Go through the data below and copy it exactly, skipping every picture.

• [Dataset content]:
★ ★ ★ ★
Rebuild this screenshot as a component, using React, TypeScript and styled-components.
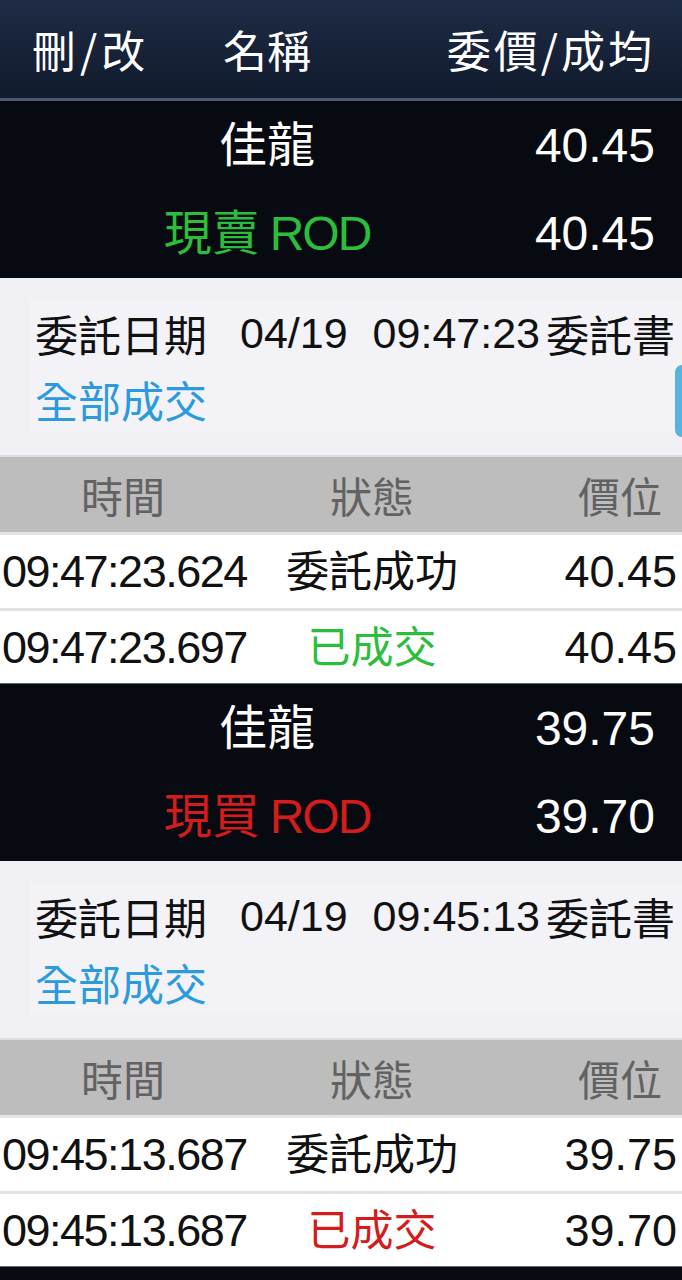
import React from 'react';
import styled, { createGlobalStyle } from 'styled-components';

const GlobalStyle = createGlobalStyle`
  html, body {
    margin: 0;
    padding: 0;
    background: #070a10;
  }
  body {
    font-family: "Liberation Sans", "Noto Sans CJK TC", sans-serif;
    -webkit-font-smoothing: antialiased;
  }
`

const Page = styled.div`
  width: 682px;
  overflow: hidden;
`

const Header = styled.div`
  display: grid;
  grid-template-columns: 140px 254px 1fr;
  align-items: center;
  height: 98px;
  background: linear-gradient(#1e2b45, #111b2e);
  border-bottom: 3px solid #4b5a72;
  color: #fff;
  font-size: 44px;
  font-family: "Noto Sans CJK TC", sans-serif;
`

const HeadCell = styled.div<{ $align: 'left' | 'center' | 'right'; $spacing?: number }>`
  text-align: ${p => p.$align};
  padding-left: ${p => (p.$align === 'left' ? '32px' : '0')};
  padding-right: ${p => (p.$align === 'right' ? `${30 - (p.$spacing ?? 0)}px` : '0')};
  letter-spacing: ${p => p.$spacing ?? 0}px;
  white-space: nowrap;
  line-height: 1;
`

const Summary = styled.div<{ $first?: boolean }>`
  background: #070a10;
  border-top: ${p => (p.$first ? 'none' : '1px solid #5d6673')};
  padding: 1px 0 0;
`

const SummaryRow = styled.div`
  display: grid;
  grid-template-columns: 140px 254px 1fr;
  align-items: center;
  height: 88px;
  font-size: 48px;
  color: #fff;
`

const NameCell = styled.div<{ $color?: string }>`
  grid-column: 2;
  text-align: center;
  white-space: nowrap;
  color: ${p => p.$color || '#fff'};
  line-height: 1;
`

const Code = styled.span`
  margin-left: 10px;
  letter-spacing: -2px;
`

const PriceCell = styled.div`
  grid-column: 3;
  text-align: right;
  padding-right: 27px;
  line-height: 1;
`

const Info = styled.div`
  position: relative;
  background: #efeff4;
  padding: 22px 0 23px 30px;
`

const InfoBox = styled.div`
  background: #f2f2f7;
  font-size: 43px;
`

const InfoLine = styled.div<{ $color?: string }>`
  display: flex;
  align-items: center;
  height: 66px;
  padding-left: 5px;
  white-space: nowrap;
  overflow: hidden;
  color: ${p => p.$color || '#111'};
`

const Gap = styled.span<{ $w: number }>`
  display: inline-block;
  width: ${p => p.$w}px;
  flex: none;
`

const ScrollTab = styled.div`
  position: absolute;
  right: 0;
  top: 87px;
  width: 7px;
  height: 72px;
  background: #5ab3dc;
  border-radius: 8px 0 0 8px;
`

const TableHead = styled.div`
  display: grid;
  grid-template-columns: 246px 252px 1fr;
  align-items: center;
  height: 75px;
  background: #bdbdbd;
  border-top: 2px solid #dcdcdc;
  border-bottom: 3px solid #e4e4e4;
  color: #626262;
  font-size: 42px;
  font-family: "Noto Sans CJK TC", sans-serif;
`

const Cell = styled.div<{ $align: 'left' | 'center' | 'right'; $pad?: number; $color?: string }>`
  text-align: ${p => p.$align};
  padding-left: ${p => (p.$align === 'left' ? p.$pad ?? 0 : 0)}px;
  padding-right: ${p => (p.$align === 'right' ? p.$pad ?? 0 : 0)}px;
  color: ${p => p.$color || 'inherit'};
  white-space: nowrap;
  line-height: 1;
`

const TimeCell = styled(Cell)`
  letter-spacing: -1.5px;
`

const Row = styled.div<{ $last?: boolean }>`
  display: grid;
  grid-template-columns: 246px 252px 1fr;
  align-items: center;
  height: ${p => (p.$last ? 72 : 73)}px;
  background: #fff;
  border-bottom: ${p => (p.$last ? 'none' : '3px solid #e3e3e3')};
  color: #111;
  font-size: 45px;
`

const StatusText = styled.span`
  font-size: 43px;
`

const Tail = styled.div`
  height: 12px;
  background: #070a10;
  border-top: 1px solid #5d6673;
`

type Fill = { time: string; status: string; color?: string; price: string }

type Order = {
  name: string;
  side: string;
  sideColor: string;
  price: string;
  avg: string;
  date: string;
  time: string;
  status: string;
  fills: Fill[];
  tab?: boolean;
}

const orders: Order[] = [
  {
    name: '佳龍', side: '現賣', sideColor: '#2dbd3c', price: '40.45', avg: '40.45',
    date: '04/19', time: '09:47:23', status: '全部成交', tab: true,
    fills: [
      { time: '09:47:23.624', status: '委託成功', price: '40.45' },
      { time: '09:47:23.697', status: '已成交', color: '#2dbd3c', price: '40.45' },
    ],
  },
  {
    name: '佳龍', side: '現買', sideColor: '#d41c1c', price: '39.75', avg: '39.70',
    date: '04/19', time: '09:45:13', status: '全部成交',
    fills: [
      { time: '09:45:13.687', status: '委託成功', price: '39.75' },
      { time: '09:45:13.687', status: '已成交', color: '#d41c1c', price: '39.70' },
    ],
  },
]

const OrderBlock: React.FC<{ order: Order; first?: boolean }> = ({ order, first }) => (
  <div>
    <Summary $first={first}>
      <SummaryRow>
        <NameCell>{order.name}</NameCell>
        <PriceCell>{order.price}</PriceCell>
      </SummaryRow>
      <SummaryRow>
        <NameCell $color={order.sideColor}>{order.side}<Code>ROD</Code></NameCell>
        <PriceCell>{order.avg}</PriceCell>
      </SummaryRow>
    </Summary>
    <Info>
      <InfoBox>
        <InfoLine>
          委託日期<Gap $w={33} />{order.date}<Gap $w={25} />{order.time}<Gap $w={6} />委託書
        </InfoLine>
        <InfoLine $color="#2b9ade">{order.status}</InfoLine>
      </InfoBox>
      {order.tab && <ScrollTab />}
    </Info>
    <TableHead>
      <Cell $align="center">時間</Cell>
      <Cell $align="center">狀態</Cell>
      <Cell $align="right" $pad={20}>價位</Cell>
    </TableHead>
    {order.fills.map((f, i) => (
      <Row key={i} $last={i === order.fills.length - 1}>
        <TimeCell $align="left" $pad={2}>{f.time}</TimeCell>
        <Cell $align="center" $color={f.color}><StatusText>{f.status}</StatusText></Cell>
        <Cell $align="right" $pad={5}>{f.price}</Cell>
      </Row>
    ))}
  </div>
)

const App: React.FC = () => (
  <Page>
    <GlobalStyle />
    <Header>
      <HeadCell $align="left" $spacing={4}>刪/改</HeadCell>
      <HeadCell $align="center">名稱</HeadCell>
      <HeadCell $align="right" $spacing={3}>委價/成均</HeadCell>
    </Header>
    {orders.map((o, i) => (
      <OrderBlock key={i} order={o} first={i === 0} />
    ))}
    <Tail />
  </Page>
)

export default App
★ ★ ★ ★
• [Exercise result]:
Rebuild this screenshot as a component, using React, TypeScript and styled-components.
import React from 'react';
import styled, { createGlobalStyle } from 'styled-components';

const GlobalStyle = createGlobalStyle`
  html, body {
    margin: 0;
    padding: 0;
    background: #070a10;
  }
  body {
    font-family: "Liberation Sans", "Noto Sans CJK TC", sans-serif;
    -webkit-font-smoothing: antialiased;
  }
`

const Page = styled.div`
  width: 682px;
  overflow: hidden;
`

const Header = styled.div`
  display: grid;
  grid-template-columns: 140px 254px 1fr;
  align-items: center;
  height: 98px;
  background: linear-gradient(#1e2b45, #111b2e);
  border-bottom: 3px solid #4b5a72;
  color: #fff;
  font-size: 44px;
  font-family: "Noto Sans CJK TC", sans-serif;
`

const HeadCell = styled.div<{ $align: 'left' | 'center' | 'right'; $spacing?: number }>`
  text-align: ${p => p.$align};
  padding-left: ${p => (p.$align === 'left' ? '32px' : '0')};
  padding-right: ${p => (p.$align === 'right' ? `${30 - (p.$spacing ?? 0)}px` : '0')};
  letter-spacing: ${p => p.$spacing ?? 0}px;
  white-space: nowrap;
  line-height: 1;
`

const Summary = styled.div<{ $first?: boolean }>`
  background: #070a10;
  border-top: ${p => (p.$first ? 'none' : '1px solid #5d6673')};
  padding: 1px 0 0;
`

const SummaryRow = styled.div`
  display: grid;
  grid-template-columns: 140px 254px 1fr;
  align-items: center;
  height: 88px;
  font-size: 48px;
  color: #fff;
`

const NameCell = styled.div<{ $color?: string }>`
  grid-column: 2;
  text-align: center;
  white-space: nowrap;
  color: ${p => p.$color || '#fff'};
  line-height: 1;
`

const Code = styled.span`
  margin-left: 10px;
  letter-spacing: -2px;
`

const PriceCell = styled.div`
  grid-column: 3;
  text-align: right;
  padding-right: 27px;
  line-height: 1;
`

const Info = styled.div`
  position: relative;
  background: #efeff4;
  padding: 22px 0 23px 30px;
`

const InfoBox = styled.div`
  background: #f2f2f7;
  font-size: 43px;
`

const InfoLine = styled.div<{ $color?: string }>`
  display: flex;
  align-items: center;
  height: 66px;
  padding-left: 5px;
  white-space: nowrap;
  overflow: hidden;
  color: ${p => p.$color || '#111'};
`

const Gap = styled.span<{ $w: number }>`
  display: inline-block;
  width: ${p => p.$w}px;
  flex: none;
`

const ScrollTab = styled.div`
  position: absolute;
  right: 0;
  top: 87px;
  width: 7px;
  height: 72px;
  background: #5ab3dc;
  border-radius: 8px 0 0 8px;
`

const TableHead = styled.div`
  display: grid;
  grid-template-columns: 246px 252px 1fr;
  align-items: center;
  height: 75px;
  background: #bdbdbd;
  border-top: 2px solid #dcdcdc;
  border-bottom: 3px solid #e4e4e4;
  color: #626262;
  font-size: 42px;
  font-family: "Noto Sans CJK TC", sans-serif;
`

const Cell = styled.div<{ $align: 'left' | 'center' | 'right'; $pad?: number; $color?: string }>`
  text-align: ${p => p.$align};
  padding-left: ${p => (p.$align === 'left' ? p.$pad ?? 0 : 0)}px;
  padding-right: ${p => (p.$align === 'right' ? p.$pad ?? 0 : 0)}px;
  color: ${p => p.$color || 'inherit'};
  white-space: nowrap;
  line-height: 1;
`

const TimeCell = styled(Cell)`
  letter-spacing: -1.5px;
`

const Row = styled.div<{ $last?: boolean }>`
  display: grid;
  grid-template-columns: 246px 252px 1fr;
  align-items: center;
  height: ${p => (p.$last ? 72 : 73)}px;
  background: #fff;
  border-bottom: ${p => (p.$last ? 'none' : '3px solid #e3e3e3')};
  color: #111;
  font-size: 45px;
`

const StatusText = styled.span`
  font-size: 43px;
`

const Tail = styled.div`
  height: 12px;
  background: #070a10;
  border-top: 1px solid #5d6673;
`

type Fill = { time: string; status: string; color?: string; price: string }

type Order = {
  name: string;
  side: string;
  sideColor: string;
  price: string;
  avg: string;
  date: string;
  time: string;
  status: string;
  fills: Fill[];
  tab?: boolean;
}

const orders: Order[] = [
  {
    name: '佳龍', side: '現賣', sideColor: '#2dbd3c', price: '40.45', avg: '40.45',
    date: '04/19', time: '09:47:23', status: '全部成交', tab: true,
    fills: [
      { time: '09:47:23.624', status: '委託成功', price: '40.45' },
      { time: '09:47:23.697', status: '已成交', color: '#2dbd3c', price: '40.45' },
    ],
  },
  {
    name: '佳龍', side: '現買', sideColor: '#d41c1c', price: '39.75', avg: '39.70',
    date: '04/19', time: '09:45:13', status: '全部成交',
    fills: [
      { time: '09:45:13.687', status: '委託成功', price: '39.75' },
      { time: '09:45:13.687', status: '已成交', color: '#d41c1c', price: '39.70' },
    ],
  },
]

const OrderBlock: React.FC<{ order: Order; first?: boolean }> = ({ order, first }) => (
  <div>
    <Summary $first={first}>
      <SummaryRow>
        <NameCell>{order.name}</NameCell>
        <PriceCell>{order.price}</PriceCell>
      </SummaryRow>
      <SummaryRow>
        <NameCell $color={order.sideColor}>{order.side}<Code>ROD</Code></NameCell>
        <PriceCell>{order.avg}</PriceCell>
      </SummaryRow>
    </Summary>
    <Info>
      <InfoBox>
        <InfoLine>
          委託日期<Gap $w={33} />{order.date}<Gap $w={25} />{order.time}<Gap $w={6} />委託書
        </InfoLine>
        <InfoLine $color="#2b9ade">{order.status}</InfoLine>
      </InfoBox>
      {order.tab && <ScrollTab />}
    </Info>
    <TableHead>
      <Cell $align="center">時間</Cell>
      <Cell $align="center">狀態</Cell>
      <Cell $align="right" $pad={20}>價位</Cell>
    </TableHead>
    {order.fills.map((f, i) => (
      <Row key={i} $last={i === order.fills.length - 1}>
        <TimeCell $align="left" $pad={2}>{f.time}</TimeCell>
        <Cell $align="center" $color={f.color}><StatusText>{f.status}</StatusText></Cell>
        <Cell $align="right" $pad={5}>{f.price}</Cell>
      </Row>
    ))}
  </div>
)

const App: React.FC = () => (
  <Page>
    <GlobalStyle />
    <Header>
      <HeadCell $align="left" $spacing={4}>刪/改</HeadCell>
      <HeadCell $align="center">名稱</HeadCell>
      <HeadCell $align="right" $spacing={3}>委價/成均</HeadCell>
    </Header>
    {orders.map((o, i) => (
      <OrderBlock key={i} order={o} first={i === 0} />
    ))}
    <Tail />
  </Page>
)

export default App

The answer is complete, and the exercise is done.